Required work.
Leave out the images; return the rest of the data exactly.

Supplied material.

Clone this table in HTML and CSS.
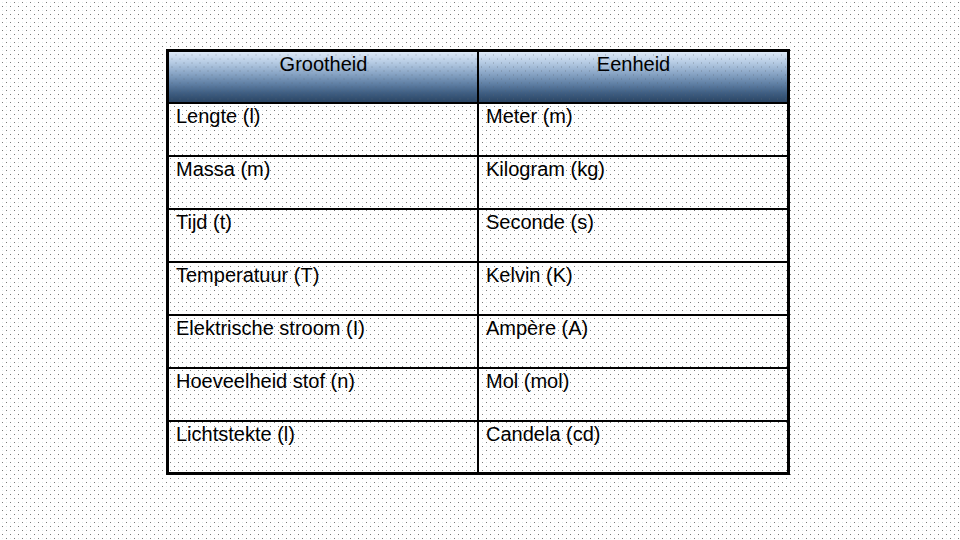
FILE: index.html
```html
<!DOCTYPE html>
<html lang="nl">
<head>
<meta charset="utf-8">
<title>Grootheden en eenheden</title>
<link rel="stylesheet" href="styles.css">
</head>
<body>
<main class="slide">
  <table class="units">
    <thead>
      <tr class="head-row"><th>Grootheid</th><th>Eenheid</th></tr>
    </thead>
    <tbody>
      <tr><td>Lengte (l)</td><td>Meter (m)</td></tr>
      <tr><td>Massa (m)</td><td>Kilogram (kg)</td></tr>
      <tr><td>Tijd (t)</td><td>Seconde (s)</td></tr>
      <tr><td>Temperatuur (T)</td><td>Kelvin (K)</td></tr>
      <tr><td>Elektrische stroom (I)</td><td>Ampère (A)</td></tr>
      <tr><td>Hoeveelheid stof (n)</td><td>Mol (mol)</td></tr>
      <tr><td>Lichtstekte (l)</td><td>Candela (cd)</td></tr>
    </tbody>
  </table>
</main>
</body>
</html>
```
FILE: styles.css
```css
html, body {
  margin: 0;
  padding: 0;
}
body {
  width: 960px;
  height: 540px;
  overflow: hidden;
  background-color: #ffffff;
  background-image:
    conic-gradient(from 270deg at 1px 1px, #7a7a7a 90deg, transparent 0),
    conic-gradient(from 270deg at 1px 1px, #7a7a7a 90deg, transparent 0),
    conic-gradient(from 270deg at 1px 1px, #e4eeee 90deg, transparent 0),
    conic-gradient(from 270deg at 1px 1px, #e4eeee 90deg, transparent 0);
  background-size: 8px 8px;
  background-position: 6px 2px, 2px 6px, 2px 2px, 6px 6px;
  font-family: "Liberation Sans", Arial, sans-serif;
}
.slide {
  padding: 49px 0 0 166px;
}
.units {
  border-collapse: collapse;
  table-layout: fixed;
  width: 624px;
  border: 3px solid #000;
  font-size: 20px;
  color: #000;
}
.units tr {
  height: 53px;
}
.units .head-row {
  height: 52px;
}
.units th,
.units td {
  border: 2px solid #000;
  padding: 1px 6px 0 7px;
  vertical-align: top;
  text-align: left;
  font-weight: normal;
  line-height: 23px;
}
.units th {
  text-align: center;
  padding-top: 1px;
  background-image:
    conic-gradient(from 270deg at 1px 1px, rgba(90,100,110,0.5) 90deg, transparent 0),
    conic-gradient(from 270deg at 1px 1px, rgba(90,100,110,0.5) 90deg, transparent 0),
    linear-gradient(to bottom, #dde8f6 0%, #b8cde5 20%, #8ba7c7 42%, #5f7fa4 64%, #3f5e82 82%, #2a4564 100%);
  background-size: 8px 8px, 8px 8px, 100% 100%;
  background-position: 6px 2px, 2px 6px, 0 0;
  background-repeat: repeat, repeat, no-repeat;
}
```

Worked solution.
Clone this table in HTML and CSS.
FILE: index.html
```html
<!DOCTYPE html>
<html lang="nl">
<head>
<meta charset="utf-8">
<title>Grootheden en eenheden</title>
<link rel="stylesheet" href="styles.css">
</head>
<body>
<main class="slide">
  <table class="units">
    <thead>
      <tr class="head-row"><th>Grootheid</th><th>Eenheid</th></tr>
    </thead>
    <tbody>
      <tr><td>Lengte (l)</td><td>Meter (m)</td></tr>
      <tr><td>Massa (m)</td><td>Kilogram (kg)</td></tr>
      <tr><td>Tijd (t)</td><td>Seconde (s)</td></tr>
      <tr><td>Temperatuur (T)</td><td>Kelvin (K)</td></tr>
      <tr><td>Elektrische stroom (I)</td><td>Ampère (A)</td></tr>
      <tr><td>Hoeveelheid stof (n)</td><td>Mol (mol)</td></tr>
      <tr><td>Lichtstekte (l)</td><td>Candela (cd)</td></tr>
    </tbody>
  </table>
</main>
</body>
</html>
```
FILE: styles.css
```css
html, body {
  margin: 0;
  padding: 0;
}
body {
  width: 960px;
  height: 540px;
  overflow: hidden;
  background-color: #ffffff;
  background-image:
    conic-gradient(from 270deg at 1px 1px, #7a7a7a 90deg, transparent 0),
    conic-gradient(from 270deg at 1px 1px, #7a7a7a 90deg, transparent 0),
    conic-gradient(from 270deg at 1px 1px, #e4eeee 90deg, transparent 0),
    conic-gradient(from 270deg at 1px 1px, #e4eeee 90deg, transparent 0);
  background-size: 8px 8px;
  background-position: 6px 2px, 2px 6px, 2px 2px, 6px 6px;
  font-family: "Liberation Sans", Arial, sans-serif;
}
.slide {
  padding: 49px 0 0 166px;
}
.units {
  border-collapse: collapse;
  table-layout: fixed;
  width: 624px;
  border: 3px solid #000;
  font-size: 20px;
  color: #000;
}
.units tr {
  height: 53px;
}
.units .head-row {
  height: 52px;
}
.units th,
.units td {
  border: 2px solid #000;
  padding: 1px 6px 0 7px;
  vertical-align: top;
  text-align: left;
  font-weight: normal;
  line-height: 23px;
}
.units th {
  text-align: center;
  padding-top: 1px;
  background-image:
    conic-gradient(from 270deg at 1px 1px, rgba(90,100,110,0.5) 90deg, transparent 0),
    conic-gradient(from 270deg at 1px 1px, rgba(90,100,110,0.5) 90deg, transparent 0),
    linear-gradient(to bottom, #dde8f6 0%, #b8cde5 20%, #8ba7c7 42%, #5f7fa4 64%, #3f5e82 82%, #2a4564 100%);
  background-size: 8px 8px, 8px 8px, 100% 100%;
  background-position: 6px 2px, 2px 6px, 0 0;
  background-repeat: repeat, repeat, no-repeat;
}
```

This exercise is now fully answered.